10. Talk to your teenagers about Christ’s commandment to love one another. Do they believe this commandment applies to everyone in their church group? As much as we would like to ignore it, peer pressure still occurs in church youth groups. Often, certain persons are singled out because they are different—they may be shunned, picked on, or fought with openly. Talk to your teenager about what Christ would have them do in these situations. Reinforce the importance of their membership in The Church of Jesus Christ of Latter-day Saints. Are they standing as a witness of Christ, even in difficult circumstances when peer pressure is strongest?
When friends of other faiths visit, remember that those they interact with will help to make a solid impression of the church, be it good or bad. Discuss how important it is to live up to the standards of the gospel and be a good example of Christ-like love to all who visit our church.

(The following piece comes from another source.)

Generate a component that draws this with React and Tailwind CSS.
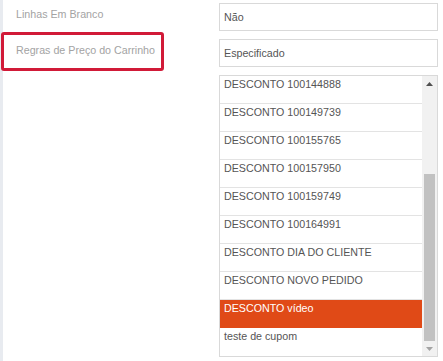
import React from "react";

const options = [
  "DESCONTO 100144888",
  "DESCONTO 100149739",
  "DESCONTO 100155765",
  "DESCONTO 100157950",
  "DESCONTO 100159749",
  "DESCONTO 100164991",
  "DESCONTO DIA DO CLIENTE",
  "DESCONTO NOVO PEDIDO",
  "DESCONTO vídeo",
  "teste de cupom",
];

const selected = "DESCONTO vídeo";

function Arrow({ up, color }) {
  return (
    <svg width="7" height="4" viewBox="0 0 7 4" className="block">
      <path d={up ? "M0 4 L3.5 0 L7 4 Z" : "M0 0 L3.5 4 L7 0 Z"} fill={color} />
    </svg>
  );
}

export default function App() {
  return (
    <div className="relative flex h-[361px] w-[443px] overflow-hidden bg-white font-['Liberation_Sans',Arial,sans-serif] text-[10.7px] leading-[13px]">
      <div className="w-[3px] shrink-0 bg-[#e8ebf0]" />

      <div className="flex-1 pt-[3px] pr-[5px]">
        {/* Linhas em branco */}
        <div className="flex">
          <div className="w-[216px] pl-[13px] pt-[5px] text-[#a3a3a3]">Linhas Em Branco</div>
          <div className="flex h-[28px] w-[219px] items-center border border-[#d9d9d9] px-[4px] text-[#555]">
            Não
          </div>
        </div>

        {/* Regras de preço */}
        <div className="mt-[8px] flex">
          <div className="w-[216px] pl-[13px] pt-[5px] text-[#a3a3a3]">Regras de Preço do Carrinho</div>
          <div className="flex h-[28px] w-[219px] items-center border border-[#d9d9d9] px-[4px] text-[#555]">
            Especificado
          </div>
        </div>

        {/* lista de regras */}
        <div className="mt-[8px] flex">
          <div className="w-[216px]" />
          <div className="flex h-[282px] w-[219px] border border-[#d9d9d9]">
            <ul className="flex-1">
              {options.map((o, i) => (
                <li
                  key={o}
                  className={
                    "h-[28px] px-[4px] pt-[2px] leading-[12px] " +
                    (o === selected
                      ? "bg-[#e04a17] text-white"
                      : "text-[#555]") +
                    (i < options.length - 1 && o !== selected ? " border-b border-[#e3e3e3]" : "")
                  }
                >
                  {o}
                </li>
              ))}
            </ul>
            <div className="flex w-[15px] flex-col bg-[#f1f1f1]">
              <div className="flex h-[15px] items-center justify-center">
                <Arrow up color="#505050" />
              </div>
              <div className="h-[83px]" />
              <div className="mx-[2px] h-[167px] bg-[#c1c1c1]" />
              <div className="flex h-[15px] items-center justify-center">
                <Arrow color="#a3a3a3" />
              </div>
            </div>
          </div>
        </div>
      </div>

      {/* destaque em vermelho */}
      <div className="absolute left-[1px] top-[32px] h-[39px] w-[163px] rounded-[3px] border-[3px] border-[#d11a38]" />
    </div>
  );
}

Always be open with your teenagers and encourage them to talk to you about situations that may be occurring in your ward. There may be a need for parental intervention or help from the bishopric in resolving some situations.
*Remember that your teen is still a teenager. At times they may act like an adult, but there are many more steps until they graduate from “teendom.” The youth programs of the church are inspired and tailored to help your teen during this unpredictable time of their life. Work with them, not against, to make attending church more enjoyable and help them gain a strong love of the gospel which will carry into adulthood.